After a long and catastrophic path through the Caribbean that shattered numerous weather records, Major Hurricane Irma finally made landfall on the United States at 9:10am on September 10, 2017. With maximum sustained winds of 130mph with higher gusts, Irma crossed Cudjoe Key at 24.7N 81.5W as a Category 4 hurricane. Minimum pressure at landfall was at 929mb. This is the first time in recorded history that two category four hurricanes made landfall on the US in the same season. Today also marks the traditional peak of the Atlantic Hurricane Season.
The storm is forecast to continue to move north into the Florida Peninsula. Based on its approach, Fort Meyers, Sanibel Island, and Cape Coral appear to be at ground zero where the worst storm surge will hit. Here, the Gulf of Mexico will surge well inland, sending in 10-15 feet of water through populated areas there.
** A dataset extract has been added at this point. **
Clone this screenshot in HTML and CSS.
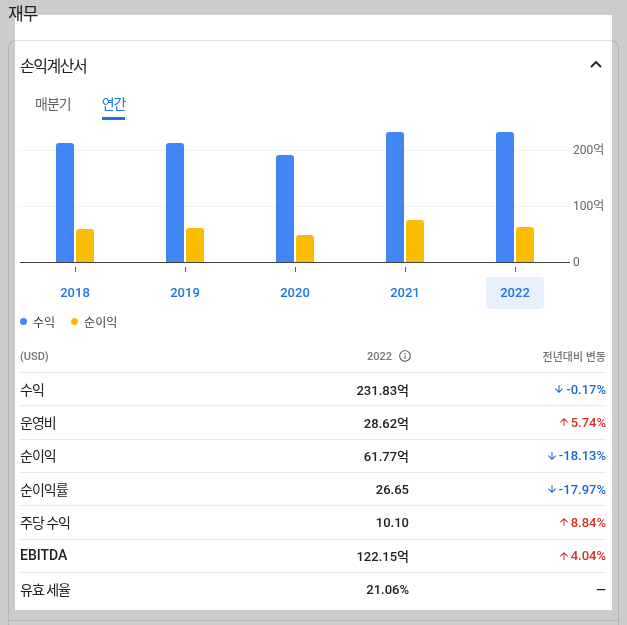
FILE: index.html
```html
<!DOCTYPE html>
<html lang="ko">
<head>
    <meta charset="UTF-8">
    <meta name="viewport" content="width=device-width, initial-scale=1.0">
    <title>재무</title>
    <link rel="stylesheet" href="styles.css">
</head>
<body>
    <h1 class="page-title">재무</h1>

    <section class="card">
        <div class="card-header">
            <span class="card-title">손익계산서</span>
            <svg class="chevron" viewBox="0 0 24 24" width="24" height="24"><path d="M7 14l5-5 5 5"/></svg>
        </div>

        <div class="tabs">
            <span class="tab">매분기</span>
            <span class="tab tab-active">연간</span>
        </div>

        <div class="chart">
            <div class="chart-row">
                <div class="plot">
                    <div class="bar-group"><div class="bar bar-revenue" style="height:119px"></div><div class="bar bar-income" style="height:33px"></div></div>
                    <div class="bar-group"><div class="bar bar-revenue" style="height:119.5px"></div><div class="bar bar-income" style="height:34px"></div></div>
                    <div class="bar-group"><div class="bar bar-revenue" style="height:107.5px"></div><div class="bar bar-income" style="height:27px"></div></div>
                    <div class="bar-group"><div class="bar bar-revenue" style="height:130px"></div><div class="bar bar-income" style="height:42px"></div></div>
                    <div class="bar-group"><div class="bar bar-revenue" style="height:130px"></div><div class="bar bar-income" style="height:34.6px"></div></div>
                </div>
                <div class="y-axis">
                    <span>200억</span>
                    <span>100억</span>
                    <span>0</span>
                </div>
            </div>
            <div class="x-axis">
                <div class="x-item"><span class="tick"></span><span class="year">2018</span></div>
                <div class="x-item"><span class="tick"></span><span class="year">2019</span></div>
                <div class="x-item"><span class="tick"></span><span class="year">2020</span></div>
                <div class="x-item"><span class="tick"></span><span class="year">2021</span></div>
                <div class="x-item"><span class="tick"></span><span class="year year-active">2022</span></div>
            </div>
        </div>

        <div class="legend">
            <span class="legend-item"><span class="dot dot-revenue"></span>수익</span>
            <span class="legend-item"><span class="dot dot-income"></span>순이익</span>
        </div>

        <div class="fin-table">
            <div class="fin-row fin-head">
                <span>(USD)</span>
                <span class="head-year">2022
                    <svg class="info-icon" viewBox="0 0 24 24" width="14" height="14"><path d="M11 7h2v2h-2zm0 4h2v6h-2zm1-9C6.48 2 2 6.48 2 12s4.480 10 10 10 10-4.48 10-10S17.52 2 12 2zm0 18c-4.41 0-8-3.59-8-8s3.59-8 8-8 8 3.59 8 8-3.59 8-8 8z"/></svg>
                </span>
                <span class="head-change">전년대비 변동</span>
            </div>
            <div class="fin-row">
                <span class="fin-label">수익</span>
                <span class="fin-value">231.83억</span>
                <span class="fin-change down"><svg class="arrow" viewBox="0 0 24 24" width="12" height="12"><path d="M20 12l-1.41-1.41L13 16.17V4h-2v12.17l-5.58-5.59L4 12l8 8 8-8z"/></svg>-0.17%</span>
            </div>
            <div class="fin-row">
                <span class="fin-label">운영비</span>
                <span class="fin-value">28.62억</span>
                <span class="fin-change up"><svg class="arrow" viewBox="0 0 24 24" width="12" height="12"><path d="M4 12l1.41 1.41L11 7.83V20h2V7.83l5.58 5.59L20 12l-8-8-8 8z"/></svg>5.74%</span>
            </div>
            <div class="fin-row">
                <span class="fin-label">순이익</span>
                <span class="fin-value">61.77억</span>
                <span class="fin-change down"><svg class="arrow" viewBox="0 0 24 24" width="12" height="12"><path d="M20 12l-1.41-1.41L13 16.17V4h-2v12.17l-5.58-5.59L4 12l8 8 8-8z"/></svg>-18.13%</span>
            </div>
            <div class="fin-row">
                <span class="fin-label">순이익률</span>
                <span class="fin-value">26.65</span>
                <span class="fin-change down"><svg class="arrow" viewBox="0 0 24 24" width="12" height="12"><path d="M20 12l-1.41-1.41L13 16.17V4h-2v12.17l-5.58-5.59L4 12l8 8 8-8z"/></svg>-17.97%</span>
            </div>
            <div class="fin-row">
                <span class="fin-label">주당 수익</span>
                <span class="fin-value">10.10</span>
                <span class="fin-change up"><svg class="arrow" viewBox="0 0 24 24" width="12" height="12"><path d="M4 12l1.41 1.41L11 7.83V20h2V7.83l5.58 5.59L20 12l-8-8-8 8z"/></svg>8.84%</span>
            </div>
            <div class="fin-row">
                <span class="fin-label fin-label-latin">EBITDA</span>
                <span class="fin-value">122.15억</span>
                <span class="fin-change up"><svg class="arrow" viewBox="0 0 24 24" width="12" height="12"><path d="M4 12l1.41 1.41L11 7.83V20h2V7.83l5.58 5.59L20 12l-8-8-8 8z"/></svg>4.04%</span>
            </div>
            <div class="fin-row">
                <span class="fin-label">유효 세율</span>
                <span class="fin-value">21.06%</span>
                <span class="fin-change">—</span>
            </div>
        </div>

        <div class="card-next"></div>
    </section>
</body>
</html>
```

FILE: styles.css
```css
/* Nền trang */
html {
    background-color: #cccccc;
    overflow: hidden;
}

body {
    margin: 0 8px;
    font-family: Roboto, "Noto Sans CJK KR", sans-serif;
    color: #202124;
}

/* Tấm nền trắng phía sau */
body::before {
    content: "";
    position: fixed;
    left: 15px;
    top: 15px;
    width: 597px;
    height: 595px;
    background-color: #ffffff;
    z-index: -1;
}

.page-title {
    margin: 0;
    padding-top: 2px;
    font-size: 17px;
    font-weight: 400;
    line-height: 24px;
    letter-spacing: -1px;
}

/* Thẻ báo cáo */
.card {
    margin-top: 14px;
    border: 1px solid rgba(0, 0, 0, 0.12);
    border-bottom: none;
    border-radius: 8px 8px 0 0;
    padding: 0 12px 0 11px;
}

.card-header {
    height: 48px;
    display: flex;
    align-items: center;
    justify-content: space-between;
}

.card-title {
    font-size: 16px;
    letter-spacing: -1.5px;
    margin-top: -1px;
}

.chevron {
    fill: none;
    stroke: #202124;
    stroke-width: 1.8;
    margin-right: -2px;
}

/* Tabs */
.tabs {
    display: flex;
    gap: 31px;
    padding-left: 15px;
}

.tab {
    font-size: 14px;
    line-height: 20px;
    padding: 5px 0 3px;
    color: #5f6368;
    letter-spacing: -1px;
    border-bottom: 3px solid transparent;
}

.tab-active {
    color: #1a73e8;
    border-bottom-color: #1a73e8;
}

/* Biểu đồ */
.chart-row {
    display: flex;
}

.plot {
    width: 550px;
    height: 142px;
    display: flex;
    align-items: flex-end;
    border-bottom: 1px solid #3c4043;
    background-image: linear-gradient(to bottom,
        transparent 30px, #f1f3f4 30px, #f1f3f4 31px, transparent 31px,
        transparent 86px, #f1f3f4 86px, #f1f3f4 87px, transparent 87px);
}

.bar-group {
    width: 110px;
    display: flex;
    justify-content: center;
    align-items: flex-end;
    gap: 2px;
}

.bar {
    width: 18px;
    border-radius: 3px 3px 0 0;
}

.bar-revenue {
    background-color: #4285f4;
}

.bar-income {
    background-color: #fbbc04;
}

.y-axis {
    display: flex;
    flex-direction: column;
    gap: 42px;
    padding: 23px 0 0 3px;
    margin-bottom: -7px;
    font-size: 12px;
    line-height: 14px;
    color: #5f6368;
}

.x-axis {
    display: flex;
    width: 550px;
}

.x-item {
    width: 110px;
    display: flex;
    flex-direction: column;
    align-items: center;
}

.tick {
    width: 1px;
    height: 5px;
    margin-top: 4px;
    background-color: #5f6368;
}

.year {
    margin-top: 5px;
    width: 58px;
    height: 32px;
    line-height: 32px;
    text-align: center;
    border-radius: 4px;
    font-size: 13px;
    font-weight: 500;
    color: #1a73e8;
}

.year-active {
    background-color: #e8f0fe;
}

/* Chú thích */
.legend {
    display: flex;
    align-items: center;
    height: 24px;
    font-size: 12px;
    color: #3c4043;
}

.legend-item {
    display: flex;
    align-items: center;
    gap: 6px;
    margin-right: 16px;
}

.dot {
    width: 7px;
    height: 7px;
    border-radius: 50%;
}

.dot-revenue {
    background-color: #4285f4;
}

.dot-income {
    background-color: #fbbc04;
}

/* Bảng số liệu */
.fin-table {
    margin-top: 7px;
}

.fin-row {
    display: grid;
    grid-template-columns: 1fr 120px 196px;
    align-items: center;
    box-sizing: border-box;
    height: 33.33px;
    border-bottom: 1px solid #e8eaed;
}

.fin-row:last-child {
    border-bottom: none;
}

.fin-head {
    height: 33px;
    font-size: 11px;
    font-weight: 500;
    color: #70757a;
}

.head-year {
    display: flex;
    justify-content: flex-end;
    align-items: center;
    gap: 6px;
}

.info-icon {
    fill: #5f6368;
    margin-right: -2px;
}

.head-change {
    text-align: right;
}

.fin-label {
    font-size: 14px;
    letter-spacing: -1px;
    margin-top: -1px;
}

.fin-label-latin {
    font-weight: 500;
    letter-spacing: 0;
}

.fin-value {
    text-align: right;
    font-size: 13px;
    font-weight: 500;
    margin-right: 1px;
}

.fin-change {
    display: flex;
    justify-content: flex-end;
    align-items: center;
    gap: 1px;
    font-size: 13px;
    font-weight: 500;
}

.arrow {
    fill: currentColor;
}

.up {
    color: #d93025;
}

.down {
    color: #1967d2;
}

.card-next {
    margin: 13.67px -12px 0 -11px;
    height: 4px;
    border-top: 1px solid rgba(0, 0, 0, 0.12);
}
```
Powerful winds will continue to plow up the west coast of Florida, with gusts over 140mph possible from Marco Island to Sarasota. Hurricane force winds of 75mph or more are expected over southern and central Florida along and sound of I-4 today. Tropical Storm Force winds will spread over all of Florida and into Georgia and South Carolina later tonight into tomorrow.
Frequent tornadoes are being spawned by the bands of convection that surround Hurricane Irma’s eye. Numerous tornado warnings are being issued throughout the Florida Peninsula and this tornado risk will continue all day and night.